- **Your objective**
Find how many lines in the material hold the word "React", then state that number and nothing more.
======== Records to use
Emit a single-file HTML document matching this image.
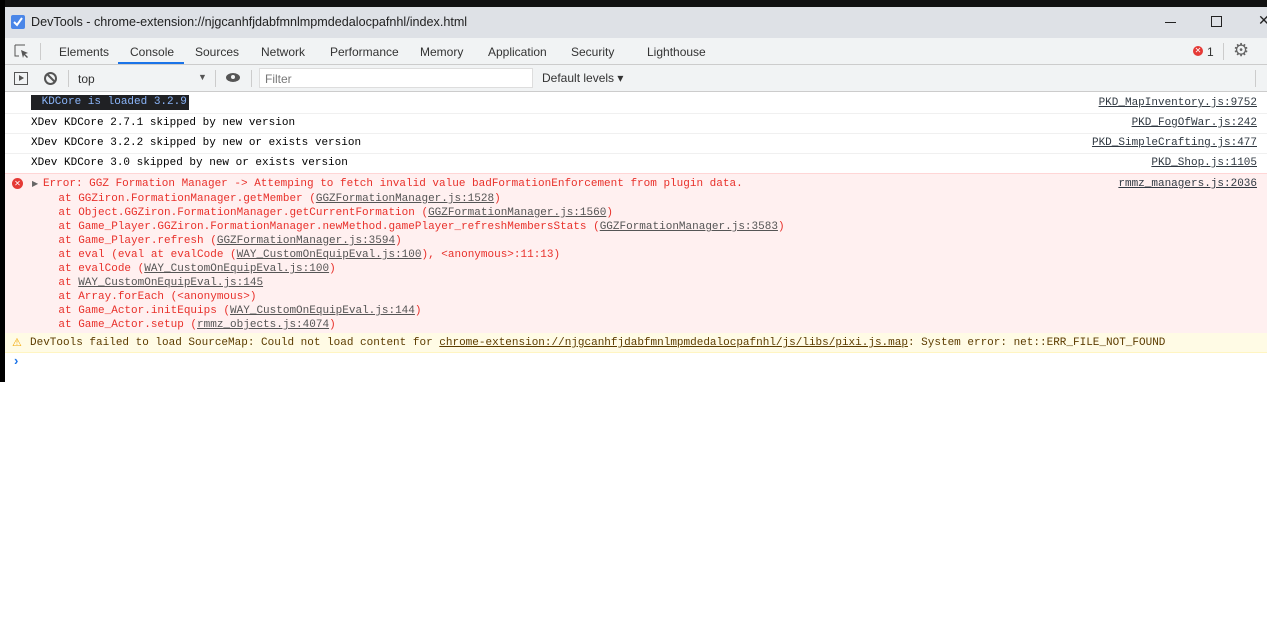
<html><head><style>
body{margin:0;width:1267px;height:641px;background:#fff;position:relative;overflow:hidden;font-family:"Liberation Sans",sans-serif}
.a{position:absolute}
.m{font-family:"Liberation Mono",monospace;font-size:11px;white-space:pre}
.row{position:absolute;left:5px;right:0;height:20px;border-bottom:1px solid #f0f0f0}
.row .t{position:absolute;left:26px;top:4px}
.row .s{position:absolute;right:10px;top:4px;color:#303942;text-decoration:underline}
.tab{position:absolute;top:45px;font-size:12px;color:#333}
u{color:#555}
</style></head><body>
<div class="a" style="left:0;top:0;width:1267px;height:7px;background:#111"></div>
<div class="a" style="left:0;top:0;width:5px;height:382px;background:#000"></div>
<div class="a" style="left:5px;top:7px;right:0;height:31px;background:#dee1e6"></div>
<svg class="a" style="left:11px;top:15px" width="14" height="14"><rect width="14" height="14" rx="2" fill="#4a86e8"/><path d="M3 7l3 3 5-7" stroke="#fff" stroke-width="2" fill="none"/></svg>
<div class="a" style="left:31px;top:15px;font-size:12.6px;color:#222">DevTools - chrome-extension://njgcanhfjdabfmnlmpmdedalocpafnhl/index.html</div>
<div class="a" style="left:1165px;top:22px;width:11px;height:1px;background:#222"></div>
<div class="a" style="left:1211px;top:16px;width:9px;height:9px;border:1px solid #222"></div>
<div class="a" style="left:1258px;top:12px;font-size:14px;color:#222">✕</div>
<div class="a" style="left:5px;top:38px;right:0;height:26px;background:#f1f3f4;border-bottom:1px solid #ccc"></div>
<svg class="a" style="left:14px;top:44px" width="16" height="16"><path d="M1 1h10M1 1v11h4" stroke="#555" fill="none"/><path d="M7 6l7 3-3 1 3 3-1 1-3-3-1 3z" fill="#555"/></svg>
<div class="a" style="left:40px;top:43px;width:1px;height:17px;background:#ccc"></div>
<div class="tab" style="left:59px">Elements</div>
<div class="tab" style="left:130px">Console</div>
<div class="a" style="left:118px;top:62px;width:66px;height:2px;background:#1a73e8"></div>
<div class="tab" style="left:195px">Sources</div>
<div class="tab" style="left:261px">Network</div>
<div class="tab" style="left:330px">Performance</div>
<div class="tab" style="left:420px">Memory</div>
<div class="tab" style="left:488px">Application</div>
<div class="tab" style="left:571px">Security</div>
<div class="tab" style="left:647px">Lighthouse</div>
<div class="a" style="left:1193px;top:46px;width:10px;height:10px;border-radius:50%;background:#e53935;color:#fff;font-size:8px;line-height:10px;text-align:center">✕</div>
<div class="a" style="left:1207px;top:45px;font-size:12px;color:#333">1</div>
<div class="a" style="left:1223px;top:43px;width:1px;height:17px;background:#ccc"></div>
<div class="a" style="left:1233px;top:40px;font-size:18px;color:#666">⚙</div>
<div class="a" style="left:5px;top:65px;right:0;height:26px;background:#f1f3f4;border-bottom:1px solid #ccc"></div>
<div class="a" style="left:14px;top:72px;width:12px;height:11px;border:1px solid #555"></div>
<div class="a" style="left:19px;top:75px;border-left:5px solid #555;border-top:3px solid transparent;border-bottom:3px solid transparent;width:0;height:0"></div>
<div class="a" style="left:44px;top:72px;width:9px;height:9px;border:2px solid #555;border-radius:50%"></div>
<div class="a" style="left:45px;top:77px;width:12px;height:2px;background:#555;transform:rotate(45deg)"></div>
<div class="a" style="left:68px;top:70px;width:1px;height:17px;background:#ccc"></div>
<div class="a" style="left:78px;top:72px;font-size:12px;color:#333">top</div>
<div class="a" style="left:198px;top:72px;font-size:9px;color:#555">▼</div>
<div class="a" style="left:215px;top:70px;width:1px;height:17px;background:#ccc"></div>
<div class="a" style="left:226px;top:73px;width:14px;height:9px;border-radius:50%;background:#555"></div>
<div class="a" style="left:231px;top:75px;width:4px;height:4px;border-radius:50%;background:#f1f3f4"></div>
<div class="a" style="left:251px;top:70px;width:1px;height:17px;background:#ccc"></div>
<div class="a" style="left:259px;top:68px;width:274px;height:20px;background:#fff;border:1px solid #ddd;box-sizing:border-box"></div>
<div class="a" style="left:265px;top:72px;font-size:12px;color:#777">Filter</div>
<div class="a" style="left:542px;top:71px;font-size:12px;color:#333">Default levels ▾</div>
<div class="a" style="left:1255px;top:70px;width:1px;height:17px;background:#ccc"></div>
<div class="row m" style="top:93px"><span class="t" style="left:26px;background:#202124;color:#8ab4f8;padding:0 2px 0 4px;top:2px;line-height:15px"> KDCore is loaded 3.2.9</span><span class="s">PKD_MapInventory.js:9752</span></div>
<div class="row m" style="top:113px"><span class="t">XDev KDCore 2.7.1 skipped by new version</span><span class="s">PKD_FogOfWar.js:242</span></div>
<div class="row m" style="top:133px"><span class="t">XDev KDCore 3.2.2 skipped by new or exists version</span><span class="s">PKD_SimpleCrafting.js:477</span></div>
<div class="row m" style="top:153px"><span class="t">XDev KDCore 3.0 skipped by new or exists version</span><span class="s">PKD_Shop.js:1105</span></div>
<div class="a m" style="left:5px;top:173px;right:0;height:159px;background:#fff0f0;border-top:1px solid #ffd6d6;border-bottom:1px solid #ffd6d6;color:#e8302a;line-height:14px">
<div class="a" style="left:7px;top:4px;width:11px;height:11px;border-radius:50%;background:#e53935;color:#fff;font-size:8px;line-height:11px;text-align:center;font-family:'Liberation Sans'">✕</div>
<div class="a" style="left:27px;top:3px"><span style="color:#666;font-size:8px">▶ </span>Error: GGZ Formation Manager -&gt; Attemping to fetch invalid value badFormationEnforcement from plugin data.
    at GGZiron.FormationManager.getMember (<u>GGZFormationManager.js:1528</u>)
    at Object.GGZiron.FormationManager.getCurrentFormation (<u>GGZFormationManager.js:1560</u>)
    at Game_Player.GGZiron.FormationManager.newMethod.gamePlayer_refreshMembersStats (<u>GGZFormationManager.js:3583</u>)
    at Game_Player.refresh (<u>GGZFormationManager.js:3594</u>)
    at eval (eval at evalCode (<u>WAY_CustomOnEquipEval.js:100</u>), &lt;anonymous&gt;:11:13)
    at evalCode (<u>WAY_CustomOnEquipEval.js:100</u>)
    at <u>WAY_CustomOnEquipEval.js:145</u>
    at Array.forEach (&lt;anonymous&gt;)
    at Game_Actor.initEquips (<u>WAY_CustomOnEquipEval.js:144</u>)
    at Game_Actor.setup (<u>rmmz_objects.js:4074</u>)</div>
<span class="a" style="right:10px;top:3px;color:#303942;text-decoration:underline">rmmz_managers.js:2036</span>
</div>
<div class="a m" style="left:5px;top:333px;right:0;height:19px;background:#fffbe5;border-bottom:1px solid #fff5c2;color:#5c3c00">
<div class="a" style="left:7px;top:3px;color:#f2a600;font-size:11px;font-family:'DejaVu Sans'">⚠</div>
<span class="a" style="left:25px;top:4px">DevTools failed to load SourceMap: Could not load content for <u style="color:#5c3c00">chrome-extension://njgcanhfjdabfmnlmpmdedalocpafnhl/js/libs/pixi.js.map</u>: System error: net::ERR_FILE_NOT_FOUND</span></div>
<div class="a" style="left:14px;top:353px;color:#1a73e8;font-size:13px;font-weight:bold">›</div>
</body></html>
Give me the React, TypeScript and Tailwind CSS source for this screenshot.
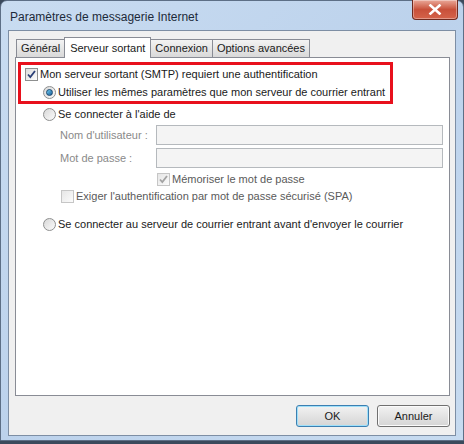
import React from "react";

const font = { fontFamily: '"Liberation Sans", Arial, sans-serif' };

function CheckBox({ checked, disabled }: { checked?: boolean; disabled?: boolean }) {
  return (
    <span
      className={
        "relative inline-flex h-[13px] w-[13px] shrink-0 items-center justify-center border " +
        (disabled
          ? "border-[#c6c6c6] bg-gradient-to-br from-[#e6e6e6] to-[#fbfbfb]"
          : "border-[#8e8f8f] bg-gradient-to-br from-[#dcdcdc] to-[#fdfdfd]")
      }
    >
      {checked && (
        <svg width="11" height="11" viewBox="0 0 11 11">
          <path
            d="M2 5.5 L4.3 8 L9 2"
            fill="none"
            stroke={disabled ? "#a3a3a3" : "#2a3f77"}
            strokeWidth="1.8"
          />
        </svg>
      )}
    </span>
  );
}

function Radio({ checked }: { checked?: boolean }) {
  return (
    <span className="inline-flex h-[13px] w-[13px] shrink-0 items-center justify-center rounded-full border border-[#8e8f8f] bg-gradient-to-br from-[#d8d8d8] to-[#fbfbfb]">
      {checked && (
        <span className="h-[7px] w-[7px] rounded-full border border-[#17466f] bg-gradient-to-br from-[#6fd0f8] to-[#1d5d94]" />
      )}
    </span>
  );
}

function Tab({ label, active }: { label: string; active?: boolean }) {
  if (active) {
    return (
      <div className="relative z-10 -mb-[1px] -ml-[1px] flex h-[21px] items-center border border-b-0 border-[#898c95] bg-white px-[5px] text-[11px] text-[#1a1a1a]">
        {label}
      </div>
    );
  }
  return (
    <div className="flex h-[18px] items-center border border-b-0 border-[#898c95] bg-gradient-to-b from-[#f3f3f3] to-[#d9d9d9] px-[4px] text-[11px] text-[#1a1a1a] [&:not(:first-child)]:-ml-[1px]">
      {label}
    </div>
  );
}

export default function App() {
  return (
    <div className="h-[444px] w-[464px] overflow-hidden bg-[#3b4a5c]" style={font}>
      <div className="flex h-[441px] w-[464px] flex-col rounded-t-[7px] border border-[#5d6f86] bg-gradient-to-br from-[#c9dcf1] via-[#bcd2ec] to-[#c7dbf0] pl-[7px] pr-[7px] pb-[4px]">
        {/* title bar */}
        <div className="flex h-[30px] items-start justify-between">
          <div className="pl-[2px] pt-[9px] text-[12px] leading-[14px] text-[#1d2a3a]">
            Paramètres de messagerie Internet
          </div>
          <div className="-mt-px mr-[-2px] flex h-[20px] w-[46px] items-center justify-center rounded-b-[4px] border border-t-0 border-[#6f2a1f] bg-gradient-to-b from-[#e9a899] via-[#c8503a] to-[#d5634a] shadow-[inset_0_0_0_1px_rgba(255,255,255,0.35)]">
            <svg width="14" height="11" viewBox="0 0 14 11">
              <path d="M2.5 1.5 L11.5 9.5 M11.5 1.5 L2.5 9.5" stroke="#ffffff" strokeWidth="2.6" strokeLinecap="square" />
            </svg>
          </div>
        </div>

        {/* client area */}
        <div className="flex flex-1 flex-col border border-[#7d8ea4] bg-[#f0f0f0] pl-[6px] pr-[5px] pt-[6px] pb-[8px]">
          <div className="flex h-[20px] items-end pl-[1px]">
            <Tab label="Général" />
            <Tab label="Serveur sortant" active />
            <Tab label="Connexion" />
            <Tab label="Options avancées" />
          </div>

          <div className="flex h-[339px] flex-col border border-[#898c95] bg-white text-[11px] text-[#1a1a1a]">
            {/* highlighted block */}
            <div className="ml-[2px] mt-[4px] flex h-[42px] w-[375px] flex-col border-[3px] border-[#e8101c]">
              <div className="flex h-[17px] items-center gap-[2px] pl-[4px] pt-[1px]">
                <CheckBox checked />
                <span>Mon serveur sortant (SMTP) requiert une authentification</span>
              </div>
              <div className="mt-[3px] flex h-[15px] items-center gap-[2px] pl-[22px]">
                <Radio checked />
                <span>Utiliser les mêmes paramètres que mon serveur de courrier entrant</span>
              </div>
            </div>

            <div className="ml-[27px] mt-[2px] flex h-[16px] items-center gap-[2px]">
              <Radio />
              <span>Se connecter à l'aide de</span>
            </div>

            <div className="mt-[3px] flex h-[20px] items-center">
              <span className="ml-[44px] w-[96px] text-[#8a8a8a]">Nom d'utilisateur :</span>
              <div className="h-[20px] w-[287px] border border-[#b5b9bd] bg-[#f4f4f4]" />
            </div>
            <div className="mt-[3px] flex h-[20px] items-center">
              <span className="ml-[44px] w-[96px] text-[#8a8a8a]">Mot de passe :</span>
              <div className="h-[20px] w-[287px] border border-[#b5b9bd] bg-[#f4f4f4]" />
            </div>

            <div className="ml-[141px] mt-[4px] flex h-[15px] items-center gap-[2px] text-[#5a5a5a]">
              <CheckBox checked disabled />
              <span>Mémoriser le mot de passe</span>
            </div>
            <div className="ml-[45px] mt-[2px] flex h-[15px] items-center gap-[2px] text-[#5a5a5a]">
              <CheckBox disabled />
              <span>Exiger l'authentification par mot de passe sécurisé (SPA)</span>
            </div>

            <div className="ml-[27px] mt-[13px] flex h-[15px] items-center gap-[2px]">
              <Radio />
              <span>Se connecter au serveur de courrier entrant avant d'envoyer le courrier</span>
            </div>
          </div>

          <div className="mt-[9px] flex justify-end gap-[8px] pr-[0px]">
            <button className="flex h-[22px] w-[73px] items-center justify-center rounded-[3px] border border-[#3c7fb1] bg-gradient-to-b from-[#f2f2f2] to-[#d5d5d5] text-[11px] text-[#1a1a1a] shadow-[inset_0_0_0_1px_#9fe0fa]">
              OK
            </button>
            <button className="flex h-[22px] w-[73px] items-center justify-center rounded-[3px] border border-[#707070] bg-gradient-to-b from-[#f2f2f2] to-[#d5d5d5] text-[11px] text-[#1a1a1a] shadow-[inset_0_0_0_1px_#fbfbfb]">
              Annuler
            </button>
          </div>
        </div>
      </div>
    </div>
  );
}
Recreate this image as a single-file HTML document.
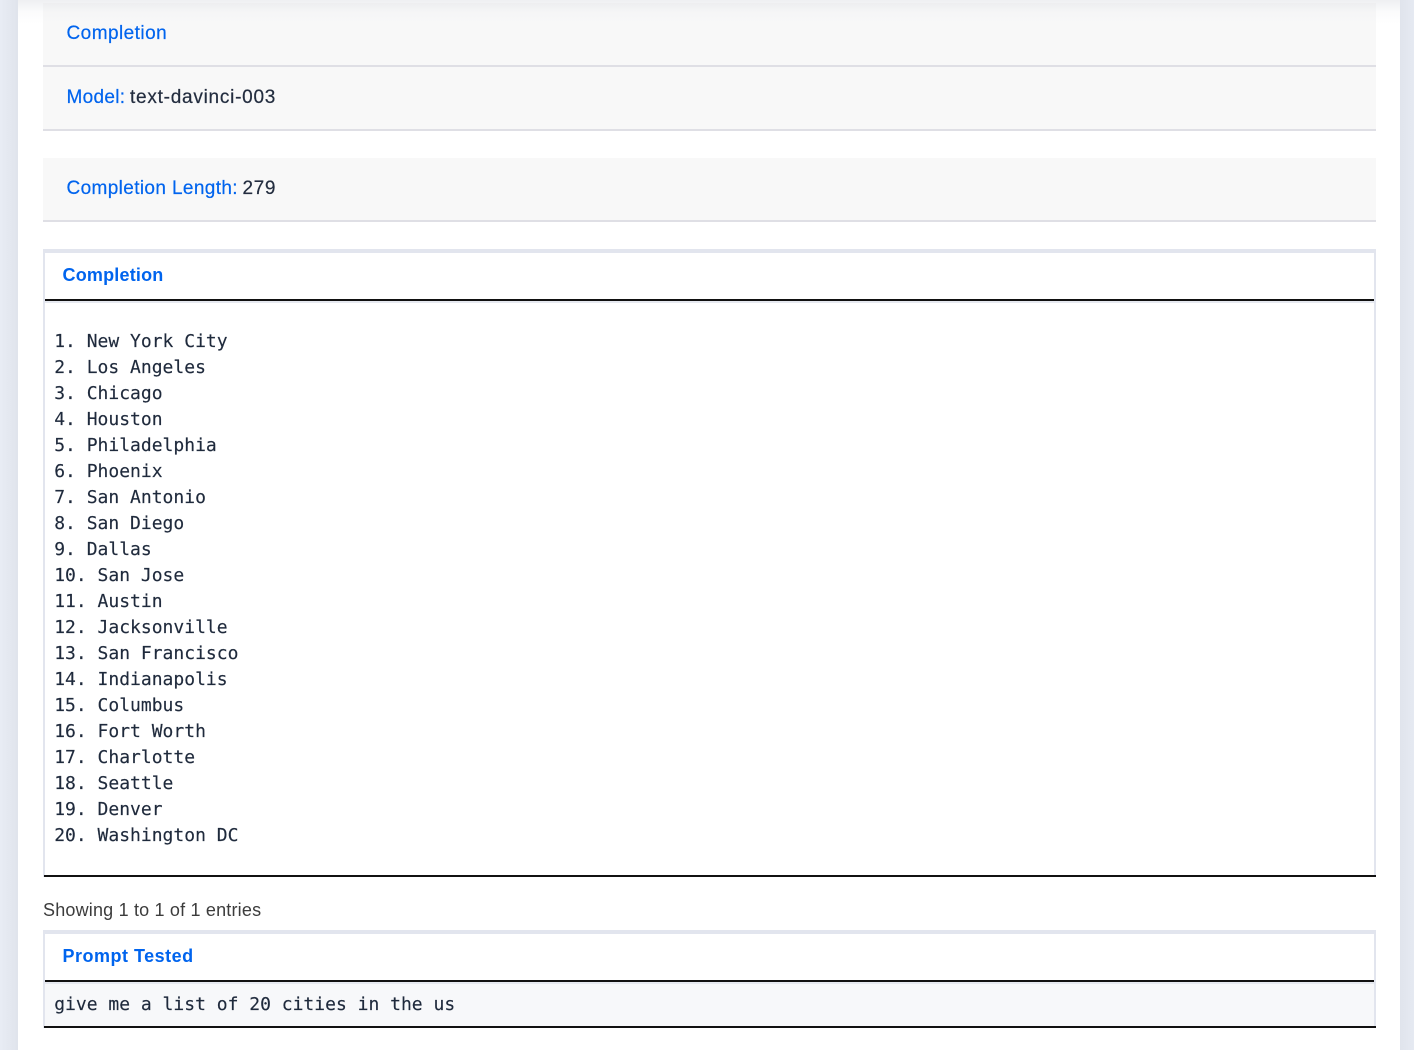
<!DOCTYPE html>
<html><head><meta charset="utf-8"><style>
html,body{margin:0;padding:0;width:1414px;height:1050px;overflow:hidden;background:#fff}
body{position:relative;font-family:"Liberation Sans",sans-serif}
div{position:absolute;box-sizing:border-box}
.t{font-size:19px;line-height:24px;white-space:nowrap;color:#232d3f;-webkit-text-stroke:.2px}
.b{color:#0064ee}
.h{font-size:18px;font-weight:bold;color:#0064ee;-webkit-text-stroke:0}
.m{font-family:"DejaVu Sans Mono","Liberation Mono",monospace;font-size:18px;line-height:26px;color:#1f2a3c;white-space:pre;margin:0;-webkit-text-stroke:.15px}
</style></head><body>
<div style="left:0;top:0;width:18px;height:1050px;background:linear-gradient(90deg,#e8ecf4,#e0e4ec)"></div>
<div style="left:1400px;top:0;width:14px;height:1050px;background:linear-gradient(90deg,#e0e4ec,#e6eaf2)"></div>

<div style="left:43px;top:3px;width:1333px;height:64px;background:#f8f8f8;border-bottom:2px solid #dfdfe5"></div>
<div style="left:43px;top:67px;width:1333px;height:64px;background:#f8f8f8;border-bottom:2px solid #dfdfe5"></div>
<div style="left:43px;top:158px;width:1333px;height:64px;background:#f8f8f8;border-bottom:2px solid #dfdfe5"></div>

<div style="left:18px;top:0;width:1382px;height:24px;background:linear-gradient(180deg,rgba(215,218,224,.42),rgba(235,236,240,.2) 50%,rgba(255,255,255,0))"></div>

<div class="t b" style="left:66.5px;top:22px;letter-spacing:.45px">Completion</div>
<div class="t b" style="left:66.5px;top:86px;letter-spacing:.3px">Model:</div>
<div class="t" style="left:130px;top:86px;letter-spacing:.75px">text-davinci-003</div>
<div class="t b" style="left:66.5px;top:177px;letter-spacing:.37px">Completion Length:</div>
<div class="t" style="left:242.5px;top:177px;letter-spacing:.6px">279</div>

<div style="left:43px;top:249px;width:1333px;height:628px;border:solid #e2e5ee;border-width:4px 2px 0 2px"></div>
<div style="left:45px;top:299px;width:1329px;height:2px;background:#111"></div>
<div style="left:45px;top:301px;width:1329px;height:2px;background:#e6e9f0"></div>
<div style="left:44px;top:875px;width:1332px;height:2px;background:#111"></div>
<div class="t h" style="left:62.5px;top:263px;letter-spacing:.2px">Completion</div>
<pre class="m" style="position:absolute;left:54.2px;top:329px">1. New York City
2. Los Angeles
3. Chicago
4. Houston
5. Philadelphia
6. Phoenix
7. San Antonio
8. San Diego
9. Dallas
10. San Jose
11. Austin
12. Jacksonville
13. San Francisco
14. Indianapolis
15. Columbus
16. Fort Worth
17. Charlotte
18. Seattle
19. Denver
20. Washington DC</pre>

<div class="t" style="left:43px;top:898px;font-size:18px;color:#3c3c3c;letter-spacing:.19px;-webkit-text-stroke:0">Showing 1 to 1 of 1 entries</div>

<div style="left:43px;top:930px;width:1333px;height:98px;border:solid #e2e5ee;border-width:4px 2px 0 2px"></div>
<div style="left:45px;top:982px;width:1329px;height:44px;background:#f7f8fa"></div>
<div style="left:45px;top:980px;width:1329px;height:2px;background:#111"></div>
<div style="left:45px;top:982px;width:1329px;height:2px;background:#e6e9f0"></div>
<div style="left:44px;top:1026px;width:1332px;height:2px;background:#111"></div>
<div class="t h" style="left:62.5px;top:944px;letter-spacing:.5px">Prompt Tested</div>
<pre class="m" style="position:absolute;left:54.2px;top:992px">give me a list of 20 cities in the us</pre>
</body></html>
================
- **Task response**
2